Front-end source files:
· · · ·
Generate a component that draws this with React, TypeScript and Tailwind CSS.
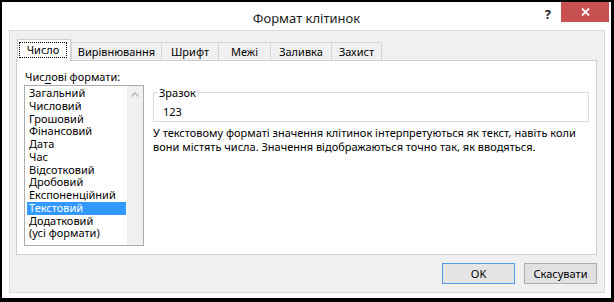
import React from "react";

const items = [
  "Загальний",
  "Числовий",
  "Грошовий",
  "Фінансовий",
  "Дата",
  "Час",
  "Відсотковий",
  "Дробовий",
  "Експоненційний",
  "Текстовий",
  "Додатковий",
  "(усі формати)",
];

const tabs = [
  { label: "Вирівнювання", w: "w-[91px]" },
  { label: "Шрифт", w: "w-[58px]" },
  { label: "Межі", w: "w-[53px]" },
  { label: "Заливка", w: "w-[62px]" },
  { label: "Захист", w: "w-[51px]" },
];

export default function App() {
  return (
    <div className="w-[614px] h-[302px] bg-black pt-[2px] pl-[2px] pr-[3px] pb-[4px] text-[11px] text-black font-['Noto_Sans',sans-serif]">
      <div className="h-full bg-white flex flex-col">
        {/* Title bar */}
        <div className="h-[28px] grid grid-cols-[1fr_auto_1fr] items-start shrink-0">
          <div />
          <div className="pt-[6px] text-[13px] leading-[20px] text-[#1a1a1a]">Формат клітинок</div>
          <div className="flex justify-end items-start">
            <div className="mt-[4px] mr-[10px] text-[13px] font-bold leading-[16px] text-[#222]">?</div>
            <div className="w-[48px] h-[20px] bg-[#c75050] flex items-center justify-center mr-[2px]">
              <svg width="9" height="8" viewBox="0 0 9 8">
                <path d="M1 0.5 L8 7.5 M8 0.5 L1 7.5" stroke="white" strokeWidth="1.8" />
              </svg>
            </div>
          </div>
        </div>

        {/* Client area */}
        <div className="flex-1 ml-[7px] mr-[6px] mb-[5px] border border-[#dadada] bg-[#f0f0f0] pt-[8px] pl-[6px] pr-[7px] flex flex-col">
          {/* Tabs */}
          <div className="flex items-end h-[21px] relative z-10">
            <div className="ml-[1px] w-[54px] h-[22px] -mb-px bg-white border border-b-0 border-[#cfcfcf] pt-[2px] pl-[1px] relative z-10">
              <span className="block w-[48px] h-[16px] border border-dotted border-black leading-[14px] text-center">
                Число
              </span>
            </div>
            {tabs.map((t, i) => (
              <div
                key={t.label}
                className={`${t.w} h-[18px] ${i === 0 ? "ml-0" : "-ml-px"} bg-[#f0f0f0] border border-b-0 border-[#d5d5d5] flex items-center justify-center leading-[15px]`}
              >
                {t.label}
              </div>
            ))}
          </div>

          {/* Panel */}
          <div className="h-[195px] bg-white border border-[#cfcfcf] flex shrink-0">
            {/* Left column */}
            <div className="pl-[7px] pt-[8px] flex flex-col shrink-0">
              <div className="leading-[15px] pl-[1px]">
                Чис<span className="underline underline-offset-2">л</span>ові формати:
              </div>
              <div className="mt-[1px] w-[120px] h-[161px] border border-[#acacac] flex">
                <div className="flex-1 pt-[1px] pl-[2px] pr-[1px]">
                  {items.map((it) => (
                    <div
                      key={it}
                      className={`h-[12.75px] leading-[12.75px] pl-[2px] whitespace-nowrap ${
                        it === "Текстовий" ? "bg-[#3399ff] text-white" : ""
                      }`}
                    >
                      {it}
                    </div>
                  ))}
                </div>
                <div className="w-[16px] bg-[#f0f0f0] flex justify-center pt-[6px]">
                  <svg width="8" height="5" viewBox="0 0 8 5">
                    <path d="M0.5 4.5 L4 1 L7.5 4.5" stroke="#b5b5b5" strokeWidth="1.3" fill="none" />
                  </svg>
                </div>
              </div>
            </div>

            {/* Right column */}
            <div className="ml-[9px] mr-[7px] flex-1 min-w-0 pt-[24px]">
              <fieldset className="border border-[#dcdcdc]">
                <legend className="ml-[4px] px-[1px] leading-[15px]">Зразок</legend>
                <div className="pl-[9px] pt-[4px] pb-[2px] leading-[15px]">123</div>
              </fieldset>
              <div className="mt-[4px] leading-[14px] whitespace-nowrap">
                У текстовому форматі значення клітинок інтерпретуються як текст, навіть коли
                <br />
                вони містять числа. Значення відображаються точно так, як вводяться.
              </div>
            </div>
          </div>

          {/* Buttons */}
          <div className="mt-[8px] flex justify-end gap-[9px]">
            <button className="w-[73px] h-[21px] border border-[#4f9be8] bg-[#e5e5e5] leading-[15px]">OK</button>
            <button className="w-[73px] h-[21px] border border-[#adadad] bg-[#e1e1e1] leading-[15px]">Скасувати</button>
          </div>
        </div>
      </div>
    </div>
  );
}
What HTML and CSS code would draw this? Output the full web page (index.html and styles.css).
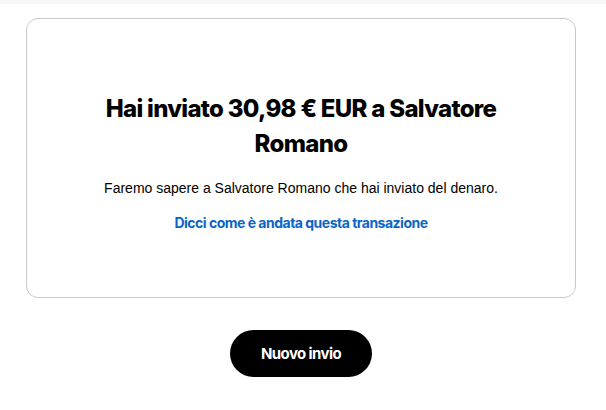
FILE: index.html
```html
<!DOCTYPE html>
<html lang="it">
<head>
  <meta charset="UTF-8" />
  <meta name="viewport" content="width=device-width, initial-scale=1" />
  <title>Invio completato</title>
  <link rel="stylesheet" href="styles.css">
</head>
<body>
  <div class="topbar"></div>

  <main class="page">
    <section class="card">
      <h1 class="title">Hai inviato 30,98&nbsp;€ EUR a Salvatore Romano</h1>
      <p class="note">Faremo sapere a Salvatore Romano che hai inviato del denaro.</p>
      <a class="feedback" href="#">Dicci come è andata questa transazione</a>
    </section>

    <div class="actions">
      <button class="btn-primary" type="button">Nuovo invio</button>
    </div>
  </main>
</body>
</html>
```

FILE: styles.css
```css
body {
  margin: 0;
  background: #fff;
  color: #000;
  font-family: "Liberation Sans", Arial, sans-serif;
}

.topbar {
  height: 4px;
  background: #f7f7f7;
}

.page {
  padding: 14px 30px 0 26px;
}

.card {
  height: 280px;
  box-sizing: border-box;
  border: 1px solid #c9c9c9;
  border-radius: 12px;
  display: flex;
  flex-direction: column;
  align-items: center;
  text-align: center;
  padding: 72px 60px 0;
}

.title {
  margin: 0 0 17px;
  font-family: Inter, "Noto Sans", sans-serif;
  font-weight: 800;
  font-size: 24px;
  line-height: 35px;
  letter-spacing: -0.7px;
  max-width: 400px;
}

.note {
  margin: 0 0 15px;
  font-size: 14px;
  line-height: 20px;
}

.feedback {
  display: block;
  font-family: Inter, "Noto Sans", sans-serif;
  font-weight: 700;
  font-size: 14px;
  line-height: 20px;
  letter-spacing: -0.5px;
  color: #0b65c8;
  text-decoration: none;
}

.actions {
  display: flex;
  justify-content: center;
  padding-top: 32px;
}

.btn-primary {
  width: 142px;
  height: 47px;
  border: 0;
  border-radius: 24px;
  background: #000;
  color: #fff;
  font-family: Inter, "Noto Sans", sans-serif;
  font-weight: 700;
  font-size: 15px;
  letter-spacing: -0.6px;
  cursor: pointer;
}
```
· · · ·
### Task to carry out
Repeat the records above exactly, from the first line through the line that contains "import React from", and leave out the pictures.

### Written response
Generate a component that draws this with React, TypeScript and Tailwind CSS.
import React from "react";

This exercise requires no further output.